Chicken spaghetti bake is a perfect weeknight all in one meal. Spaghetti, chunks of chicken, peppers and onions all baked in a lower fat cheese sauce. It's just delicious!
Cook the spaghetti in boiling salted water, as per packet instructions. Drain put in a large mixing bowl and set aside.
Whilst the pasta is cooking gently heat 1 tablespoon of the olive oil in a non-stick frying pan, add the chicken and cook stirring until chicken is lightly browned and no longer pink inside, about 8 minutes. Add chicken to large mixing bowl.
Heat the remaining olive oil and add the onion, pepper and mushrooms and sauté for 4 -5 minutes until softened then add to the large mixing bowl.
Pour the milk and corn flour mixture into a medium sized saucepan. Bring the mixture to the boil, then turn it down to simmer whilst you stir it constantly with a wooden spoon to make a white sauce.

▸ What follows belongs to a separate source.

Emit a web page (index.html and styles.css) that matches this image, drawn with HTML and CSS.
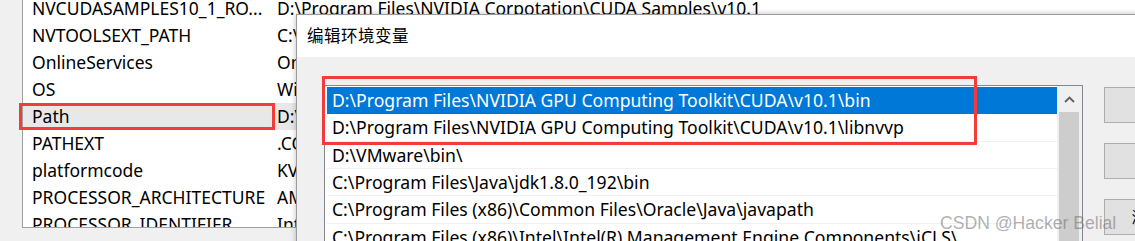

Once the sauce has thickened add 25g of the grated cheese and stir it in until combined. Season to taste.
Mix the spaghetti, chicken and vegetables together well in the large mixing bowl then pour into a large casserole dish. Add the sauce to this mixture and stir everything well until well coated by the sauce.
Sprinkle the rest of the grated cheese over the top and bake in the oven for 15-20 minutes until the cheese has browned slightly and is bubbling.